Saturdays Live: Maija Timonen, The Only Living Boy

Serpentine North Gallery 29 Aug 2015 Free

Writer and filmmaker Maija Timonen presented a new performance in response to and in the context of Duane Hanson’s exhibition at the Serpentine North Gallery.

Two women are engaged in a casual dialogue that seems to echo their surroundings, pointing at some sinister realities hidden in plain sight. Who is human and who isn’t? Is being human even something to aspire to? Maybe it’s something to escape from? Are the women really ‘all there’ anyway? Are they headed to the slag heap? Are they more like Sandra Bullock in Gravity or like Robert Redford in All is Lost? As they try to piece together an image of something that took place from increasingly macabre fragments of stories, the women keep ignoring a silent man sharing the space with them. As the repressed begins to return, in physical form, a doubt is introduced as to the sincerity of the women’s efforts to recall. Using the actors’ bodies in relation to the simultaneously life-like, yet tangibly inanimate, out-of-time people in Hanson’s work, shifting hierarchies of subject and objecthood emerge between the sculptures, the two women and the speechless man.
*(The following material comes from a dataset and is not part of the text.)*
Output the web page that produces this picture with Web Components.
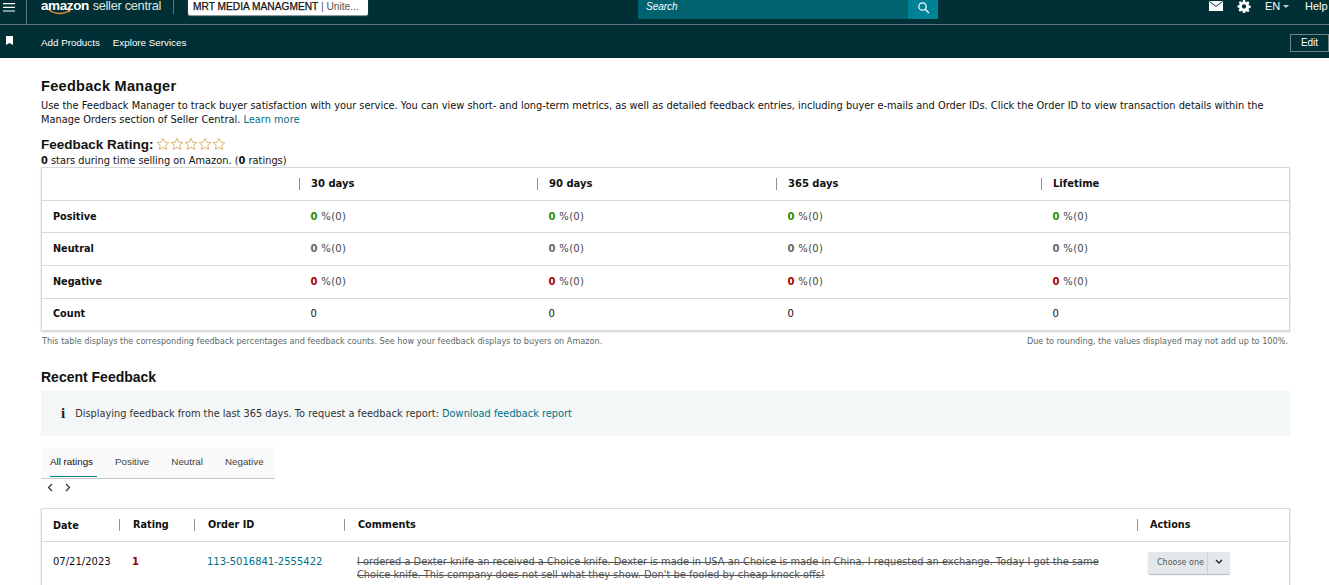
<!DOCTYPE html>
<html lang="en">
<head>
<meta charset="utf-8">
<title>Feedback Manager</title>
<style>
  html, body { margin: 0; padding: 0; background: #fff; overflow: hidden; height: 585px; }
  body { font-family: "DejaVu Sans", Verdana, sans-serif; font-size: 10px; color: #111; }
</style>
</head>
<body>
<sc-header></sc-header>
<sc-subnav></sc-subnav>
<feedback-page>
  <feedback-intro></feedback-intro>
  <metrics-table></metrics-table>
  <recent-feedback></recent-feedback>
</feedback-page>

<script>
'use strict';

function define(name, html) {
  customElements.define(name, class extends HTMLElement {
    constructor() {
      super();
      this.attachShadow({ mode: 'open' }).innerHTML = html;
    }
  });
}

const star = `<svg width="14" height="14" viewBox="0 0 24 24"><path d="M12 2.2l2.9 6.6 7.2.7-5.4 4.8 1.600 7.100L12 17.700l-6.300 3.700 1.600-7.100L1.900 9.500l7.200-.7z" fill="#fff" stroke="#d9b26a" stroke-width="1.700" stroke-linejoin="round"/></svg>`;

define('sc-header', `
  <style>
    :host { display: flex; align-items: stretch; height: 24px; background: #002f36; border-bottom: 1px solid #5f7478; color: #fff; font-family: "Liberation Sans", Arial, sans-serif; }
    .menu { width: 27px; border-right: 1px solid #5f7478; padding: 3px 0 0 3px; box-sizing: border-box; height: 24px; }
    .logo { margin-left: 14px; width: 132px; height: 14px; position: relative; line-height: 11px; white-space: nowrap; border-right: 1px solid #5f7478; }
    .logo b { font-size: 13.500px; font-weight: 700; letter-spacing: -.4px; }
    .logo span { font-size: 12.800px; letter-spacing: -.3px; color: #dfe5e5; margin-left: 1px; }
    .logo svg { position: absolute; left: 7px; top: 9px; }
    .acct { background: #fff; color: #111; height: 15px; width: 180px; margin-left: 14px; border-radius: 0 0 2px 2px; box-shadow: 0 1px 1px #9aa; font-size: 10.200px; line-height: 14px; padding-left: 5px; box-sizing: border-box; white-space: nowrap; overflow: hidden; }
    .acct b { font-weight: 400; -webkit-text-stroke: .25px #111; }
    .acct i { font-style: normal; color: #555; }
    .search { margin-left: 270px; width: 300px; height: 19px; background: #00626f; display: flex; justify-content: space-between; font-size: 10px; font-style: italic; line-height: 14px; }
    .search span { padding-left: 8px; }
    .search div { width: 30px; height: 19px; background: #008296; display: flex; justify-content: center; padding-top: 1px; box-sizing: border-box; }
    .right { margin-left: auto; display: flex; align-items: flex-start; font-size: 11px; line-height: 13px; }
    .right svg { display: block; }
    .gear { margin-left: 14px; }
    .en { margin-left: 14px; width: 26px; display: flex; gap: 3px; }
    .en::after { content: ''; border: 3.500px solid transparent; border-top: 3px solid #ccd; margin-top: 5px; }
    .help { margin-left: 14px; width: 24px; }
  </style>
  <div class="menu"><svg width="12" height="9" viewBox="0 0 12 9"><path d="M0 0h12v1.200H0zM0 3.700h12v1.200H0zM0 7.400h12v1.200H0z" fill="#fff"/></svg></div>
  <div class="logo"><b>amazon</b> <span>seller central</span>
    <svg width="26" height="7" viewBox="0 0 26 7"><path d="M1 1c6 4.500 14 4.500 20 1" fill="none" stroke="#e8912d" stroke-width="1.300"/><path d="M19 .8l3.600.2-.8 3z" fill="#e8912d"/></svg>
  </div>
  <div class="acct"><b>MRT MEDIA MANAGMENT</b> <i>| Unite...</i></div>
  <div class="search"><span>Search</span><div><svg width="13" height="13" viewBox="0 0 13 13"><circle cx="5.500" cy="5.500" r="3.700" fill="none" stroke="#fff" stroke-width="1.200"/><path d="M8.300 8.300l3.500 3.600" stroke="#fff" stroke-width="1.400"/></svg></div></div>
  <div class="right">
    <svg width="14" height="12" viewBox="0 0 14 12"><path d="M0 1h14v10H0z" fill="#fff"/><path d="M.5 1.500L7 6.500l6.500-5" fill="none" stroke="#002f36"/></svg>
    <svg class="gear" width="14" height="13" viewBox="0 0 24 24"><path fill="#fff" fill-rule="evenodd" d="M10 0h4l.6 3.300 2 .8L19.400 2.200l2.800 2.800-1.900 2.800.8 2 3.300.6v4l-3.300.6-.8 2 1.900 2.800-2.800 2.800-2.800-1.900-2 .8L14 24h-4l-.6-3.300-2-.8-2.800 1.900-2.800-2.800 1.900-2.800-.8-2L0 14v-4l3.300-.6.8-2L2.200 4.600 5 1.800l2.600 2.300 2-.8zM12 8a4 4 0 100 8 4 4 0 000-8z"/></svg>
    <span class="en">EN</span>
    <span class="help">Help</span>
  </div>
`);

define('sc-subnav', `
  <style>
    :host { display: flex; align-items: center; height: 33px; background: #002f36; color: #fff; font-family: "Liberation Sans", Arial, sans-serif; font-size: 9.800px; }
    svg { margin: 0 0 3px 6px; }
    .links { margin-left: 28px; display: flex; gap: 13px; margin-top: 1px; }
    .edit { margin-left: auto; width: 39px; height: 18px; border: 1px solid #6f8286; box-sizing: border-box; text-align: center; line-height: 16px; margin-top: 2px; font-size: 10px; }
  </style>
  <svg width="7" height="9" viewBox="0 0 7 9"><path d="M0 0h7v9L3.500 7 0 9z" fill="#fff"/></svg>
  <div class="links"><a>Add Products</a><a>Explore Services</a></div>
  <div class="edit">Edit</div>
`);

define('feedback-page', `
  <style>
    :host { display: block; padding: 0 39px 0 41px; }
  </style>
  <slot></slot>
`);

define('feedback-intro', `
  <style>
    :host { display: block; font-family: "DejaVu Sans", Verdana, sans-serif; font-size: 9.830px; line-height: 14px; color: #111; }
    h1 { margin: 0; padding-top: 20px; font: 700 14.500px/17px "Liberation Sans", Arial, sans-serif; letter-spacing: .3px; color: #111; }
    p { margin: 4px 0 0; line-height: 14px; }
    a { color: #007185; }
    h2 { margin: 0; padding-top: 10px; display: flex; align-items: center; gap: 2px; font: 700 13.500px/16px "Liberation Sans", Arial, sans-serif; height: 16px; }
    .stars { display: flex; margin-top: -3px; }
    .sub { line-height: 12px; margin-top: 2px; height: 12px; }
  </style>
  <h1>Feedback Manager</h1>
  <p>Use the Feedback Manager to track buyer satisfaction with your service. You can view short- and long-term metrics, as well as detailed feedback entries, including buyer e-mails and Order IDs. Click the Order ID to view transaction details within the Manage Orders section of Seller Central. <a>Learn more</a></p>
  <h2>Feedback Rating:<span class="stars">${star.repeat(5)}</span></h2>
  <div class="sub"><b>0</b> stars during time selling on Amazon. (<b>0</b> ratings)</div>
`);

const pct = (c, cls = '') => `<div class="${cls}"><span class="p"><b style="color:${c}">0</b> %(0)</span></div>`.repeat(4);

define('metrics-table', `
  <style>
    :host { display: block; font-size: 10px; }
    .t { display: grid; grid-template-columns: 257px 238px 239px 265px 1fr; border: 1px solid #d5d9d9; box-shadow: 0 1px 2px rgba(0,0,0,.2); }
    .t > * { height: 31.700px; display: flex; align-items: center; border-bottom: 1px solid #d5d9d9; padding-left: 11.600px; }
    .t > .up { height: 29.700px; padding-bottom: 2px; }
    .t > .last { border-bottom: 0; }
    .t > b { color: #111; font-size: 9.700px; padding-left: 11px; }
    .p { letter-spacing: .3px; color: #444; }
    .h { font-weight: 700; padding-left: 0 !important; }
    .h span { border-left: 1px solid #8d9696; padding-left: 11px; height: 12px; line-height: 12px; }
    .notes { display: flex; justify-content: space-between; font-size: 8.150px; color: #5a6868; padding: 5px 2px 0 1px; line-height: 11px; }
  </style>
  <div class="t">
    <div></div><div class="h"><span>30 days</span></div><div class="h"><span>90 days</span></div><div class="h"><span>365 days</span></div><div class="h"><span>Lifetime</span></div>
    <b>Positive</b>${pct('#2a8a00')}
    <b class="up">Neutral</b>${pct('#666', 'up')}
    <b>Negative</b>${pct('#a50000')}
    <b class="last up">Count</b><div class="last up">0</div><div class="last up">0</div><div class="last up">0</div><div class="last up">0</div>
  </div>
  <div class="notes"><span>This table displays the corresponding feedback percentages and feedback counts. See how your feedback displays to buyers on Amazon.</span><span>Due to rounding, the values displayed may not add up to 100%.</span></div>
`);

define('recent-feedback', `
  <style>
    :host { display: block; }
    h2 { margin: 0; padding-top: 22px; font: 700 14px/17px "Liberation Sans", Arial, sans-serif; color: #111; }
    .info { margin-top: 5px; height: 45px; background: #f3f7f7; display: flex; align-items: center; padding-left: 20px; gap: 10px; font-size: 9.800px; color: #333; }
    .info b { font: 900 15px "Liberation Serif", serif; color: #222; }
    .info a { color: #007185; }
    .tabs { margin-top: 11px; height: 31px; background: #fafafa; border-bottom: 1px solid #c4c8c8; display: flex; font: 9.800px/30px "Liberation Sans", Arial, sans-serif; color: #444; padding-left: 9px; width: 225px; gap: 22px; }
    .tabs .on { color: #111; border-bottom: 1px solid #008296; height: 29px; padding-right: 4px; margin-right: -4px; }
    .arrows { display: flex; gap: 12px; padding: 4px 0 0 6px; height: 13px; }
    .tbl { margin-top: 12px; border: 1px solid #d5d9d9; box-shadow: 0 1px 2px rgba(0,0,0,.2); display: grid; grid-template-columns: 77px 75px 150px 793px 1fr; font-size: 10px; }
    .tbl .h { height: 32px; display: flex; align-items: center; border-bottom: 1px solid #d5d9d9; font-weight: 700; font-size: 9.700px; }
    .tbl .h span { border-left: 1px solid #8d9696; padding-left: 13px; height: 12px; line-height: 12px; }
    .tbl .h.first { padding-left: 11px; }
    .tbl .h.end span { padding-left: 12px; }
    .c { padding: 13px 0 0 13px; line-height: 13px; height: 60px; }
    .c.first { padding-left: 11px; }
    .c a { color: #007185; }
    .c b { color: #960000; }
    .s { text-decoration: line-through; color: #555; padding-right: 30px; font-size: 9.830px; }
    .btn { width: 82px; height: 22px; background: #e3e9ea; display: flex; border-radius: 2px; box-shadow: 0 1px 1px #bbb; font-size: 8px; color: #555; line-height: 22px; margin: -3px 0 0 -2px; }
    .btn span { padding-left: 9px; width: 60px; border-right: 1px solid #ccd3d4; box-sizing: border-box; }
    .btn svg { margin: 7px 0 0 7px; }
  </style>
  <h2>Recent Feedback</h2>
  <div class="info"><b>i</b><span>Displaying feedback from the last 365 days. To request a feedback report: <a>Download feedback report</a></span></div>
  <div class="tabs"><span class="on">All ratings</span><span>Positive</span><span>Neutral</span><span>Negative</span></div>
  <div class="arrows">
    <svg width="6" height="9" viewBox="0 0 6 9"><path d="M5 1L1.500 4.500 5 8" fill="none" stroke="#333" stroke-width="1.200"/></svg>
    <svg width="6" height="9" viewBox="0 0 6 9"><path d="M1 1l3.500 3.500L1 8" fill="none" stroke="#333" stroke-width="1.200"/></svg>
  </div>
  <div class="tbl">
    <div class="h first">Date</div><div class="h"><span>Rating</span></div><div class="h"><span>Order ID</span></div><div class="h"><span>Comments</span></div><div class="h end"><span>Actions</span></div>
    <div class="c first">07/21/2023</div>
    <div class="c"><b>1</b></div>
    <div class="c"><a>113-5016841-2555422</a></div>
    <div class="c s">I ordered a Dexter knife an received a Choice knife. Dexter is made in USA an Choice is made in China. I requested an exchange. Today I got the same Choice knife. This company does not sell what they show. Don't be fooled by cheap knock offs!</div>
    <div class="c"><div class="btn"><span>Choose one</span><svg width="8" height="6" viewBox="0 0 8 6"><path d="M1 1l3 3 3-3" fill="none" stroke="#222" stroke-width="1.300"/></svg></div></div>
  </div>
`);
</script>
</body>
</html>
Performed by Hanna Harlyn, Zoë Hunter and Frazer Blaxland

Maija Timonen is an artist living in London and Helsinki. Her work, spanning filmmaking, writing and performance, has in recent years been concerned with interpreting the consequences of the changing economic landscape on women’s lives, with a focus on the troubled interrelation of the body and mind. Her writings range from critical texts to fiction. She has contributed, among others, to Afterall, Mute and May Magazine. She is currently a Professor of Artistic Research at Academy of Fine Art, University of the Arts Helsinki. Her latest book, The Measure of Reality is published by Bookworks: ‘Funny, mordantly sexy, witty, true. These fragments of a life lived curiously perch somewhere between psychoanalysis and fiction, where strange desires play out through illness and romance, and both start to resemble each other (as perhaps they always did).’ – Nina Power .

Saturdays Live explore ideas and practices connected to the Serpentine’s exhibitions and programmes through talks, readings and participatory actions.